◆ Aim of the exercise: Every line below is to be copied exactly, with the pictures left out.

◆ Data lines:
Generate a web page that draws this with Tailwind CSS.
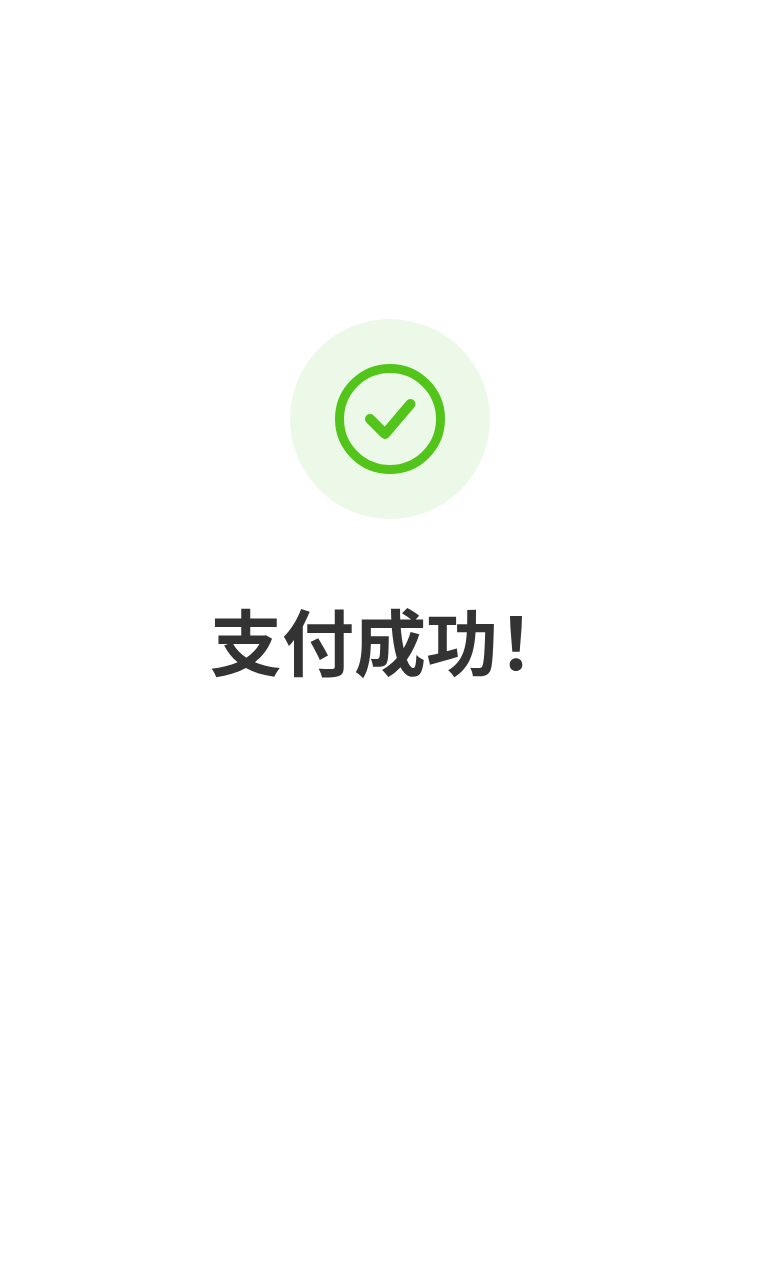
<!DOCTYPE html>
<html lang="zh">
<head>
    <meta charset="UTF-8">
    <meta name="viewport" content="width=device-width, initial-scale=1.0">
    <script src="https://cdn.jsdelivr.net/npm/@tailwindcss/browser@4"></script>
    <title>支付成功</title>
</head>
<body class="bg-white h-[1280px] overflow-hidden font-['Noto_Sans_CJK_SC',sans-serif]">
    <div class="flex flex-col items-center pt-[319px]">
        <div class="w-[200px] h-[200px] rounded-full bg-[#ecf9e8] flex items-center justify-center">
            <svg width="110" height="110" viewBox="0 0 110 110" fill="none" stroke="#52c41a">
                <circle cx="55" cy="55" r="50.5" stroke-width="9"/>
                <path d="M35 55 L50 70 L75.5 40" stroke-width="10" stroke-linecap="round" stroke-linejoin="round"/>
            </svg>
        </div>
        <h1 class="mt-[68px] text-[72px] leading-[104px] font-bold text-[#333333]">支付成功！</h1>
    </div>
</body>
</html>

◆ Response:
Generate a web page that draws this with Tailwind CSS.
<!DOCTYPE html>
<html lang="zh">
<head>
    <meta charset="UTF-8">
    <meta name="viewport" content="width=device-width, initial-scale=1.0">
    <script src="https://cdn.jsdelivr.net/npm/@tailwindcss/browser@4"></script>
    <title>支付成功</title>
</head>
<body class="bg-white h-[1280px] overflow-hidden font-['Noto_Sans_CJK_SC',sans-serif]">
    <div class="flex flex-col items-center pt-[319px]">
        <div class="w-[200px] h-[200px] rounded-full bg-[#ecf9e8] flex items-center justify-center">
            <svg width="110" height="110" viewBox="0 0 110 110" fill="none" stroke="#52c41a">
                <circle cx="55" cy="55" r="50.5" stroke-width="9"/>
                <path d="M35 55 L50 70 L75.5 40" stroke-width="10" stroke-linecap="round" stroke-linejoin="round"/>
            </svg>
        </div>
        <h1 class="mt-[68px] text-[72px] leading-[104px] font-bold text-[#333333]">支付成功！</h1>
    </div>
</body>
</html>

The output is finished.